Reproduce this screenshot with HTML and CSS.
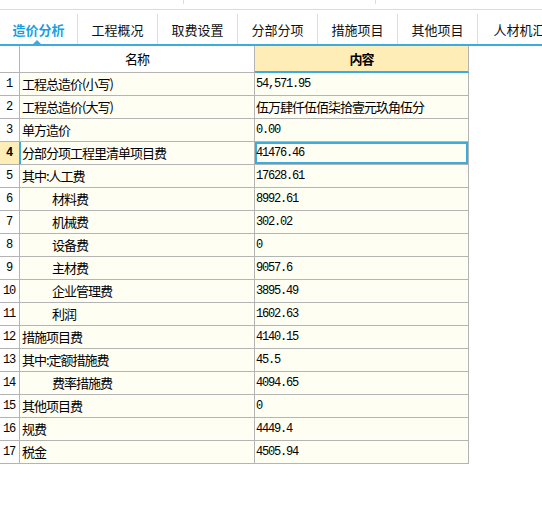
FILE: index.html
```html
<!DOCTYPE html>
<html lang="zh-CN">
<head>
<meta charset="utf-8">
<title>造价分析</title>
<link rel="stylesheet" href="styles.css">
</head>
<body>
<div class="topbar">
  <div class="tick tick-a"></div>
  <div class="tick tick-b"></div>
</div>
<nav class="tabs">
  <div class="tab tab-first active">造价分析</div>
  <div class="tab">工程概况</div>
  <div class="tab">取费设置</div>
  <div class="tab">分部分项</div>
  <div class="tab">措施项目</div>
  <div class="tab">其他项目</div>
  <div class="tab tab-last">人材机汇总</div>
</nav>
<div class="grid">
  <div class="cell hd hd-no"></div>
  <div class="cell hd hd-name">名称</div>
  <div class="cell hd hd-val">内容</div>

  <div class="cell no num">1</div><div class="cell name">工程总造价(小写)</div><div class="cell val num">54,571.95</div>
  <div class="cell no num">2</div><div class="cell name">工程总造价(大写)</div><div class="cell val">伍万肆仟伍佰柒拾壹元玖角伍分</div>
  <div class="cell no num">3</div><div class="cell name">单方造价</div><div class="cell val num">0.00</div>
  <div class="cell no num sel-no">4</div><div class="cell name sel-name">分部分项工程里清单项目费</div><div class="cell val num sel-val">41476.46</div>
  <div class="cell no num">5</div><div class="cell name">其中:人工费</div><div class="cell val num">17628.61</div>
  <div class="cell no num">6</div><div class="cell name indent">材料费</div><div class="cell val num">8992.61</div>
  <div class="cell no num">7</div><div class="cell name indent">机械费</div><div class="cell val num">302.02</div>
  <div class="cell no num">8</div><div class="cell name indent">设备费</div><div class="cell val num">0</div>
  <div class="cell no num">9</div><div class="cell name indent">主材费</div><div class="cell val num">9057.6</div>
  <div class="cell no num">10</div><div class="cell name indent">企业管理费</div><div class="cell val num">3895.49</div>
  <div class="cell no num">11</div><div class="cell name indent">利润</div><div class="cell val num">1602.63</div>
  <div class="cell no num">12</div><div class="cell name">措施项目费</div><div class="cell val num">4140.15</div>
  <div class="cell no num">13</div><div class="cell name">其中:定额措施费</div><div class="cell val num">45.5</div>
  <div class="cell no num">14</div><div class="cell name indent">费率措施费</div><div class="cell val num">4094.65</div>
  <div class="cell no num">15</div><div class="cell name">其他项目费</div><div class="cell val num">0</div>
  <div class="cell no num">16</div><div class="cell name">规费</div><div class="cell val num">4449.4</div>
  <div class="cell no num">17</div><div class="cell name">税金</div><div class="cell val num">4505.94</div>
</div>
</body>
</html>
```
FILE: styles.css
```css
* { box-sizing: border-box; }
html, body { margin: 0; padding: 0; background: #ffffff; }
body {
  width: 542px;
  overflow: hidden;
  font-family: "Noto Sans CJK SC", "Noto Sans", sans-serif;
  color: #000;
}

.topbar {
  display: flex;
  height: 10px;
  border-bottom: 1px solid #dcdcdc;
}
.tick { height: 4px; border-right: 1px solid #dcdcdc; }
.tick-a { width: 184px; }
.tick-b { width: 192px; }

.tabs {
  display: flex;
  height: 36px;
  border-bottom: 2px solid #3cacdc;
  overflow: hidden;
}
.tab {
  position: relative;
  flex: 0 0 80px;
  margin-top: 4px;
  border-right: 1px solid #dddddd;
  display: flex;
  align-items: center;
  justify-content: center;
  font-size: 13px;
  color: #111;
  white-space: nowrap;
}
.tab-first { flex-basis: 78px; }
.tab-last { flex-basis: 96px; border-right: none; }
.tab.active { color: #1a9fe2; font-weight: bold; }
.tab.active::after {
  content: "";
  position: absolute;
  left: 33px;
  bottom: 0;
  width: 0;
  height: 0;
  border-left: 4px solid transparent;
  border-right: 4px solid transparent;
  border-bottom: 4px solid #3cacdc;
}

.grid {
  display: grid;
  grid-template-columns: 20px 235px 214px;
  width: 469px;
}
.cell {
  height: 23px;
  border-right: 1px solid #b4b4b4;
  border-bottom: 1px solid #b4b4b4;
  font-size: 13px;
  letter-spacing: -1px;
  line-height: 22px;
  white-space: nowrap;
  overflow: hidden;
}
.hd {
  height: 27px;
  line-height: 26px;
  background: #ffffff;
  text-align: center;
}
.hd-val {
  background: #ffedb8;
  font-weight: bold;
  border-bottom: 2px solid #3cacdc;
}
.no {
  background: #ffffff;
  text-align: center;
  padding-right: 1px;
}
.name { background: #fffef3; padding-left: 2px; }
.val { background: #fffef3; padding-left: 1px; }
.indent { padding-left: 32px; }

.num {
  font-family: "Liberation Mono", monospace;
  font-size: 12px;
  letter-spacing: -1.2px;
}

.sel-no {
  background: #ffedb8;
  font-weight: bold;
  border-right-color: #3cacdc;
}
.sel-name { box-shadow: inset 1px 0 0 #3cacdc; }
.sel-val { box-shadow: inset 0 0 0 2px #3cacdc; }
```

——

** EXERCISE BRIEF **
The pictures should not be reproduced; quote all of the other material exactly.

** ANSWER TO THE PROBLEM **
Reproduce this screenshot with HTML and CSS.
FILE: index.html
```html
<!DOCTYPE html>
<html lang="zh-CN">
<head>
<meta charset="utf-8">
<title>造价分析</title>
<link rel="stylesheet" href="styles.css">
</head>
<body>
<div class="topbar">
  <div class="tick tick-a"></div>
  <div class="tick tick-b"></div>
</div>
<nav class="tabs">
  <div class="tab tab-first active">造价分析</div>
  <div class="tab">工程概况</div>
  <div class="tab">取费设置</div>
  <div class="tab">分部分项</div>
  <div class="tab">措施项目</div>
  <div class="tab">其他项目</div>
  <div class="tab tab-last">人材机汇总</div>
</nav>
<div class="grid">
  <div class="cell hd hd-no"></div>
  <div class="cell hd hd-name">名称</div>
  <div class="cell hd hd-val">内容</div>

  <div class="cell no num">1</div><div class="cell name">工程总造价(小写)</div><div class="cell val num">54,571.95</div>
  <div class="cell no num">2</div><div class="cell name">工程总造价(大写)</div><div class="cell val">伍万肆仟伍佰柒拾壹元玖角伍分</div>
  <div class="cell no num">3</div><div class="cell name">单方造价</div><div class="cell val num">0.00</div>
  <div class="cell no num sel-no">4</div><div class="cell name sel-name">分部分项工程里清单项目费</div><div class="cell val num sel-val">41476.46</div>
  <div class="cell no num">5</div><div class="cell name">其中:人工费</div><div class="cell val num">17628.61</div>
  <div class="cell no num">6</div><div class="cell name indent">材料费</div><div class="cell val num">8992.61</div>
  <div class="cell no num">7</div><div class="cell name indent">机械费</div><div class="cell val num">302.02</div>
  <div class="cell no num">8</div><div class="cell name indent">设备费</div><div class="cell val num">0</div>
  <div class="cell no num">9</div><div class="cell name indent">主材费</div><div class="cell val num">9057.6</div>
  <div class="cell no num">10</div><div class="cell name indent">企业管理费</div><div class="cell val num">3895.49</div>
  <div class="cell no num">11</div><div class="cell name indent">利润</div><div class="cell val num">1602.63</div>
  <div class="cell no num">12</div><div class="cell name">措施项目费</div><div class="cell val num">4140.15</div>
  <div class="cell no num">13</div><div class="cell name">其中:定额措施费</div><div class="cell val num">45.5</div>
  <div class="cell no num">14</div><div class="cell name indent">费率措施费</div><div class="cell val num">4094.65</div>
  <div class="cell no num">15</div><div class="cell name">其他项目费</div><div class="cell val num">0</div>
  <div class="cell no num">16</div><div class="cell name">规费</div><div class="cell val num">4449.4</div>
  <div class="cell no num">17</div><div class="cell name">税金</div><div class="cell val num">4505.94</div>
</div>
</body>
</html>
```
FILE: styles.css
```css
* { box-sizing: border-box; }
html, body { margin: 0; padding: 0; background: #ffffff; }
body {
  width: 542px;
  overflow: hidden;
  font-family: "Noto Sans CJK SC", "Noto Sans", sans-serif;
  color: #000;
}

.topbar {
  display: flex;
  height: 10px;
  border-bottom: 1px solid #dcdcdc;
}
.tick { height: 4px; border-right: 1px solid #dcdcdc; }
.tick-a { width: 184px; }
.tick-b { width: 192px; }

.tabs {
  display: flex;
  height: 36px;
  border-bottom: 2px solid #3cacdc;
  overflow: hidden;
}
.tab {
  position: relative;
  flex: 0 0 80px;
  margin-top: 4px;
  border-right: 1px solid #dddddd;
  display: flex;
  align-items: center;
  justify-content: center;
  font-size: 13px;
  color: #111;
  white-space: nowrap;
}
.tab-first { flex-basis: 78px; }
.tab-last { flex-basis: 96px; border-right: none; }
.tab.active { color: #1a9fe2; font-weight: bold; }
.tab.active::after {
  content: "";
  position: absolute;
  left: 33px;
  bottom: 0;
  width: 0;
  height: 0;
  border-left: 4px solid transparent;
  border-right: 4px solid transparent;
  border-bottom: 4px solid #3cacdc;
}

.grid {
  display: grid;
  grid-template-columns: 20px 235px 214px;
  width: 469px;
}
.cell {
  height: 23px;
  border-right: 1px solid #b4b4b4;
  border-bottom: 1px solid #b4b4b4;
  font-size: 13px;
  letter-spacing: -1px;
  line-height: 22px;
  white-space: nowrap;
  overflow: hidden;
}
.hd {
  height: 27px;
  line-height: 26px;
  background: #ffffff;
  text-align: center;
}
.hd-val {
  background: #ffedb8;
  font-weight: bold;
  border-bottom: 2px solid #3cacdc;
}
.no {
  background: #ffffff;
  text-align: center;
  padding-right: 1px;
}
.name { background: #fffef3; padding-left: 2px; }
.val { background: #fffef3; padding-left: 1px; }
.indent { padding-left: 32px; }

.num {
  font-family: "Liberation Mono", monospace;
  font-size: 12px;
  letter-spacing: -1.2px;
}

.sel-no {
  background: #ffedb8;
  font-weight: bold;
  border-right-color: #3cacdc;
}
.sel-name { box-shadow: inset 1px 0 0 #3cacdc; }
.sel-val { box-shadow: inset 0 0 0 2px #3cacdc; }
```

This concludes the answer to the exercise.